TASK INSTRUCTIONS: The lines from the top of the material through the line with "1.400C4 .9 4.900" are to be set down exactly. Leave the pictures out.

DATASET EXTRACT:
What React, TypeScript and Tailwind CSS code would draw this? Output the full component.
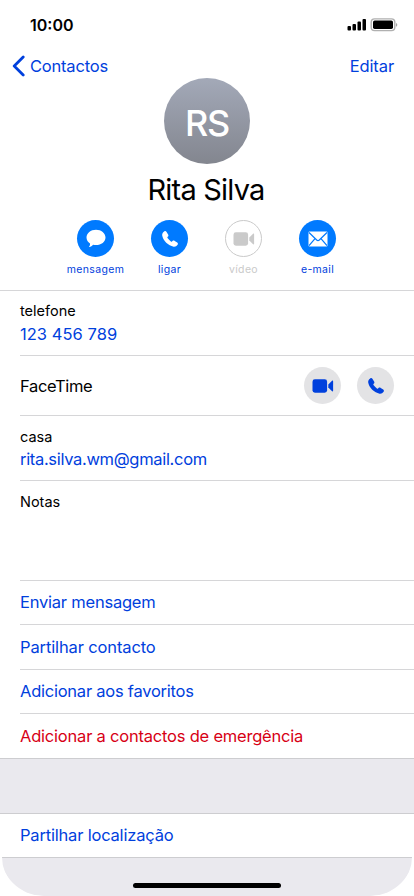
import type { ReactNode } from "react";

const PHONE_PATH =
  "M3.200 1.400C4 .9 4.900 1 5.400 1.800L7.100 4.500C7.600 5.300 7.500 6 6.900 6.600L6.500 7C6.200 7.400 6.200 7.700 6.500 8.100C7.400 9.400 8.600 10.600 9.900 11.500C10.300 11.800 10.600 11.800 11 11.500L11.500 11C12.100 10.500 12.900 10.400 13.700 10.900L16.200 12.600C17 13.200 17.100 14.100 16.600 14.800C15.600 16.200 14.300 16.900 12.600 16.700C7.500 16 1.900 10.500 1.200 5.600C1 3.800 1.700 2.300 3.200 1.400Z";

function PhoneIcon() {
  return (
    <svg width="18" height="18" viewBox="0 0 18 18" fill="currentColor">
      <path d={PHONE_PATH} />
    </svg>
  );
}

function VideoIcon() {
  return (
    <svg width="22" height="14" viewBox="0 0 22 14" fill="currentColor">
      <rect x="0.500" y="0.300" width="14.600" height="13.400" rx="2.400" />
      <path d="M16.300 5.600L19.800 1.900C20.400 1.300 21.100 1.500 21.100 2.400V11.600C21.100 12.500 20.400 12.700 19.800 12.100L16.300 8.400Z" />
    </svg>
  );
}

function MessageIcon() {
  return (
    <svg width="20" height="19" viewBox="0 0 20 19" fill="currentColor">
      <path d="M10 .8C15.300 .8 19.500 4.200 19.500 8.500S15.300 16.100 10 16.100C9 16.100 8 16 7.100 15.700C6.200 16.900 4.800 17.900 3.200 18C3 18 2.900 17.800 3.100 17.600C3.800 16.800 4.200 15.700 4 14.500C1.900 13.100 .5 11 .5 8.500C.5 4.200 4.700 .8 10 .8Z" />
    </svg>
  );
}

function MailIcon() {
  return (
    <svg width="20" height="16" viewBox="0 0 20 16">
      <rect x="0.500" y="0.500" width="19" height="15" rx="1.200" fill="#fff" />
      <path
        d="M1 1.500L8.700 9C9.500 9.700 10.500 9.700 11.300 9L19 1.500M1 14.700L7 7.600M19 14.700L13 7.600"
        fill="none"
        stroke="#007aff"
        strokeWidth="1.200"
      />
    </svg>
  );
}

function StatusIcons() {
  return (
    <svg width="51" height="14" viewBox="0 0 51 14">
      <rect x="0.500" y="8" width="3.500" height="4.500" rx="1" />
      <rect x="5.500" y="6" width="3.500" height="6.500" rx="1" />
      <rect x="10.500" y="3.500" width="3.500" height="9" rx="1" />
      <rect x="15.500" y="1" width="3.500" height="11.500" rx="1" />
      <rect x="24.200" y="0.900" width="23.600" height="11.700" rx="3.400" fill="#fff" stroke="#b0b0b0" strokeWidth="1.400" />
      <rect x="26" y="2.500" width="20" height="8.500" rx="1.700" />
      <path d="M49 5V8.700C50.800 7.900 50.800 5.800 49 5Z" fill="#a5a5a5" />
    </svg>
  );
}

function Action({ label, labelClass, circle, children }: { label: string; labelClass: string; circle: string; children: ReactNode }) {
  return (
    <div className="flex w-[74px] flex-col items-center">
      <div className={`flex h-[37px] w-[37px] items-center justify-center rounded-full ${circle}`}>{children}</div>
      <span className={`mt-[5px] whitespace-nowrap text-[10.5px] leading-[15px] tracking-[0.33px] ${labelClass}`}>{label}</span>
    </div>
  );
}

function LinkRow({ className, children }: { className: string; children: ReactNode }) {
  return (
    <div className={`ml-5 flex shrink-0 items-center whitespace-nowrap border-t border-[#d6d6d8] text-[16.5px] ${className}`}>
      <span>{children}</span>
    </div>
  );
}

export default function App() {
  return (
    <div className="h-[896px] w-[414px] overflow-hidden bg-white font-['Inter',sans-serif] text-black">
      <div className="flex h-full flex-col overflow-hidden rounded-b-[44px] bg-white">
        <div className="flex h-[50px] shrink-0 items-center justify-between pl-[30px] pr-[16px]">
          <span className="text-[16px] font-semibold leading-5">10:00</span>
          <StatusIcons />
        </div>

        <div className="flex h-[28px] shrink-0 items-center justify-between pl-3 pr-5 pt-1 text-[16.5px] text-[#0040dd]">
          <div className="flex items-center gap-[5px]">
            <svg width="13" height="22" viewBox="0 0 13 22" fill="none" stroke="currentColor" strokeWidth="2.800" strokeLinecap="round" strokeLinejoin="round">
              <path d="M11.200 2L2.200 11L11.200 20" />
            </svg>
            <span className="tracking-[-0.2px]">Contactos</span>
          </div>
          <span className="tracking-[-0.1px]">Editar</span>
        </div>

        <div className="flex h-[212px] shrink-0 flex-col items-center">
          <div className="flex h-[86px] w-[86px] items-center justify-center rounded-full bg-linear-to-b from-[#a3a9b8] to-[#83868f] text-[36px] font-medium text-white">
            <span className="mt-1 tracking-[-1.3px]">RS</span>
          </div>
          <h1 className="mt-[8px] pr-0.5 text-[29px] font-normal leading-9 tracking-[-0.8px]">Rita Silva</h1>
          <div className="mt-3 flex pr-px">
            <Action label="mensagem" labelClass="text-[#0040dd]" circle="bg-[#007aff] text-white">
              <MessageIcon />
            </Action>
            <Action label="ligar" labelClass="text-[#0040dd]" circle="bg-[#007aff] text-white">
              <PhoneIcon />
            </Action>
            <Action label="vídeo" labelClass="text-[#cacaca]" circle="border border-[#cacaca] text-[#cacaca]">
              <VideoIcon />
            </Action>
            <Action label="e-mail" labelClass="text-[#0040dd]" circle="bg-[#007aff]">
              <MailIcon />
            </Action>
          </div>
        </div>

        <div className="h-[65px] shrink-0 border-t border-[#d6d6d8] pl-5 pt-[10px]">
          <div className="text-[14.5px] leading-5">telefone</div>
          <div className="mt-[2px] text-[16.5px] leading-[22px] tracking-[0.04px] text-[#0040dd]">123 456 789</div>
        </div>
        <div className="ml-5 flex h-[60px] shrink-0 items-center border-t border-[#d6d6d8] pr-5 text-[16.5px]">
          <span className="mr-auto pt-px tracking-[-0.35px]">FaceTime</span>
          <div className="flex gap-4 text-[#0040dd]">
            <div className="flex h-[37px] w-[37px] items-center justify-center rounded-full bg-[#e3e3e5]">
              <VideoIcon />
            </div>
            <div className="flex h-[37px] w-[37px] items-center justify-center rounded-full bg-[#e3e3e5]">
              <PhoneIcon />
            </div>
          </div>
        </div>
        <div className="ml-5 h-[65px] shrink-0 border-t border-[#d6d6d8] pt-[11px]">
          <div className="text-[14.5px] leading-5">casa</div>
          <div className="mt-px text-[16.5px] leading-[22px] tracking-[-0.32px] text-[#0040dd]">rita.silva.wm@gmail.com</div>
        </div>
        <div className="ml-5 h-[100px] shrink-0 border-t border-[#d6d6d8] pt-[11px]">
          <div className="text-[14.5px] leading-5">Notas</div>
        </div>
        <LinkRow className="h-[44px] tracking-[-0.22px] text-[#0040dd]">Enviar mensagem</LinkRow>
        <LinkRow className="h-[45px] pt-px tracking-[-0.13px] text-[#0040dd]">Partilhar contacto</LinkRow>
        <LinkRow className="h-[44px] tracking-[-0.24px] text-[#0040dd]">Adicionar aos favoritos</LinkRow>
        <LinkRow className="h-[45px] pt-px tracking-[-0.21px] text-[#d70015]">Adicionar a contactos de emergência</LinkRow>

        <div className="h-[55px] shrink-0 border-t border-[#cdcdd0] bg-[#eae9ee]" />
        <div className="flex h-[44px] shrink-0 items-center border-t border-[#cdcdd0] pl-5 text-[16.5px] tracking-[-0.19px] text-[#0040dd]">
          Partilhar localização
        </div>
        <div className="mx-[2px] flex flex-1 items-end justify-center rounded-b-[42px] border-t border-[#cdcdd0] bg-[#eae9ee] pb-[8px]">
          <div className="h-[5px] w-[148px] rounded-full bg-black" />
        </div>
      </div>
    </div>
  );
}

TASK SOLUTION:
What React, TypeScript and Tailwind CSS code would draw this? Output the full component.
import type { ReactNode } from "react";

const PHONE_PATH =
  "M3.200 1.400C4 .9 4.900 1 5.400 1.800L7.100 4.500C7.600 5.300 7.500 6 6.900 6.600L6.500 7C6.200 7.400 6.200 7.700 6.500 8.100C7.400 9.400 8.600 10.600 9.900 11.500C10.300 11.800 10.600 11.800 11 11.500L11.500 11C12.100 10.500 12.900 10.400 13.700 10.900L16.200 12.600C17 13.200 17.100 14.100 16.600 14.800C15.600 16.200 14.300 16.900 12.600 16.700C7.500 16 1.900 10.500 1.200 5.600C1 3.800 1.700 2.300 3.200 1.400Z";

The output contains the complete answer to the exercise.